REQUIRED WORK:
Retype each line exactly. Skip images.

PROVIDED DATA:
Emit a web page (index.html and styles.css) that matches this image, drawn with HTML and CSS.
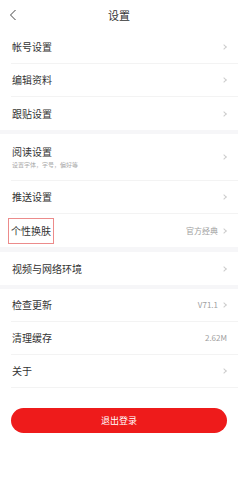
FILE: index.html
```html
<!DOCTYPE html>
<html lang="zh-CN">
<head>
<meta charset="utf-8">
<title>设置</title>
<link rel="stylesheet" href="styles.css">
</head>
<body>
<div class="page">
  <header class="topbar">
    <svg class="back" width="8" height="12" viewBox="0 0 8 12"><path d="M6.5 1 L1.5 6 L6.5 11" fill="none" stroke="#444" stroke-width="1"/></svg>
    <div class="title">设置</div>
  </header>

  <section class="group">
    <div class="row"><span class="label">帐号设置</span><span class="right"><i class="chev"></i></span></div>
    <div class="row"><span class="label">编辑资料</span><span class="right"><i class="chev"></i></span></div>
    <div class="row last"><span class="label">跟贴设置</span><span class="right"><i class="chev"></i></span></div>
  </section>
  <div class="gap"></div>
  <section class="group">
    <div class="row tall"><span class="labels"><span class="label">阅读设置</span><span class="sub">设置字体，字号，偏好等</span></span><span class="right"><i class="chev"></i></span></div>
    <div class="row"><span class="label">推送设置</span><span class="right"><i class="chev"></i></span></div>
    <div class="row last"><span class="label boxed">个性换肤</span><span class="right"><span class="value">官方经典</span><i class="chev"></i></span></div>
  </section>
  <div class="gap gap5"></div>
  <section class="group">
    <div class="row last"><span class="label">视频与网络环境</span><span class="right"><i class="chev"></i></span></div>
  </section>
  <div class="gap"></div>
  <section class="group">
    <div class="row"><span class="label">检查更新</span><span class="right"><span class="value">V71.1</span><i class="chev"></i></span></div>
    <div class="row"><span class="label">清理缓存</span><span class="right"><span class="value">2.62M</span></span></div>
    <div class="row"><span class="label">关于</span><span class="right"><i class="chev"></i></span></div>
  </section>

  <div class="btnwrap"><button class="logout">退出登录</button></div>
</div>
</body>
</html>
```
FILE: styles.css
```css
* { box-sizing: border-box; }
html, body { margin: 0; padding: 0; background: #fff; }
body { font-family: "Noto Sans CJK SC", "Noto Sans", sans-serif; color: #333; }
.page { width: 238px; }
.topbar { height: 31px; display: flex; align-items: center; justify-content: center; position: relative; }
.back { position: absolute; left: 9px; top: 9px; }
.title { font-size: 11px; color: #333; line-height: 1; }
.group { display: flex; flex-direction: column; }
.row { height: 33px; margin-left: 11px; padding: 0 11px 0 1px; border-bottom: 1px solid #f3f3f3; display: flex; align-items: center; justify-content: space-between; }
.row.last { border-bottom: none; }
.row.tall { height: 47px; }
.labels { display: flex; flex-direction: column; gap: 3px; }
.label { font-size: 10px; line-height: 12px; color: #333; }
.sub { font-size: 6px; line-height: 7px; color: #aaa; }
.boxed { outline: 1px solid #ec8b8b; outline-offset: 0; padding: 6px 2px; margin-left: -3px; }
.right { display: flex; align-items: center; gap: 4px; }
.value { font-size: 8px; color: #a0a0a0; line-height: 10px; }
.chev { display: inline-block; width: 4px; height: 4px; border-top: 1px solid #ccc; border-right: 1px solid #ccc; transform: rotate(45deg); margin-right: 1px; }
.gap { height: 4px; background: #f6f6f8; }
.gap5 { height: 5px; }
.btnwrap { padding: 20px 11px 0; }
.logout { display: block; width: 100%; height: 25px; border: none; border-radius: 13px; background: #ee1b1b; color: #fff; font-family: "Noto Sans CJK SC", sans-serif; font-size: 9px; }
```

EXERCISE SOLUTION:
Emit a web page (index.html and styles.css) that matches this image, drawn with HTML and CSS.
FILE: index.html
```html
<!DOCTYPE html>
<html lang="zh-CN">
<head>
<meta charset="utf-8">
<title>设置</title>
<link rel="stylesheet" href="styles.css">
</head>
<body>
<div class="page">
  <header class="topbar">
    <svg class="back" width="8" height="12" viewBox="0 0 8 12"><path d="M6.5 1 L1.5 6 L6.5 11" fill="none" stroke="#444" stroke-width="1"/></svg>
    <div class="title">设置</div>
  </header>

  <section class="group">
    <div class="row"><span class="label">帐号设置</span><span class="right"><i class="chev"></i></span></div>
    <div class="row"><span class="label">编辑资料</span><span class="right"><i class="chev"></i></span></div>
    <div class="row last"><span class="label">跟贴设置</span><span class="right"><i class="chev"></i></span></div>
  </section>
  <div class="gap"></div>
  <section class="group">
    <div class="row tall"><span class="labels"><span class="label">阅读设置</span><span class="sub">设置字体，字号，偏好等</span></span><span class="right"><i class="chev"></i></span></div>
    <div class="row"><span class="label">推送设置</span><span class="right"><i class="chev"></i></span></div>
    <div class="row last"><span class="label boxed">个性换肤</span><span class="right"><span class="value">官方经典</span><i class="chev"></i></span></div>
  </section>
  <div class="gap gap5"></div>
  <section class="group">
    <div class="row last"><span class="label">视频与网络环境</span><span class="right"><i class="chev"></i></span></div>
  </section>
  <div class="gap"></div>
  <section class="group">
    <div class="row"><span class="label">检查更新</span><span class="right"><span class="value">V71.1</span><i class="chev"></i></span></div>
    <div class="row"><span class="label">清理缓存</span><span class="right"><span class="value">2.62M</span></span></div>
    <div class="row"><span class="label">关于</span><span class="right"><i class="chev"></i></span></div>
  </section>

  <div class="btnwrap"><button class="logout">退出登录</button></div>
</div>
</body>
</html>
```
FILE: styles.css
```css
* { box-sizing: border-box; }
html, body { margin: 0; padding: 0; background: #fff; }
body { font-family: "Noto Sans CJK SC", "Noto Sans", sans-serif; color: #333; }
.page { width: 238px; }
.topbar { height: 31px; display: flex; align-items: center; justify-content: center; position: relative; }
.back { position: absolute; left: 9px; top: 9px; }
.title { font-size: 11px; color: #333; line-height: 1; }
.group { display: flex; flex-direction: column; }
.row { height: 33px; margin-left: 11px; padding: 0 11px 0 1px; border-bottom: 1px solid #f3f3f3; display: flex; align-items: center; justify-content: space-between; }
.row.last { border-bottom: none; }
.row.tall { height: 47px; }
.labels { display: flex; flex-direction: column; gap: 3px; }
.label { font-size: 10px; line-height: 12px; color: #333; }
.sub { font-size: 6px; line-height: 7px; color: #aaa; }
.boxed { outline: 1px solid #ec8b8b; outline-offset: 0; padding: 6px 2px; margin-left: -3px; }
.right { display: flex; align-items: center; gap: 4px; }
.value { font-size: 8px; color: #a0a0a0; line-height: 10px; }
.chev { display: inline-block; width: 4px; height: 4px; border-top: 1px solid #ccc; border-right: 1px solid #ccc; transform: rotate(45deg); margin-right: 1px; }
.gap { height: 4px; background: #f6f6f8; }
.gap5 { height: 5px; }
.btnwrap { padding: 20px 11px 0; }
.logout { display: block; width: 100%; height: 25px; border: none; border-radius: 13px; background: #ee1b1b; color: #fff; font-family: "Noto Sans CJK SC", sans-serif; font-size: 9px; }
```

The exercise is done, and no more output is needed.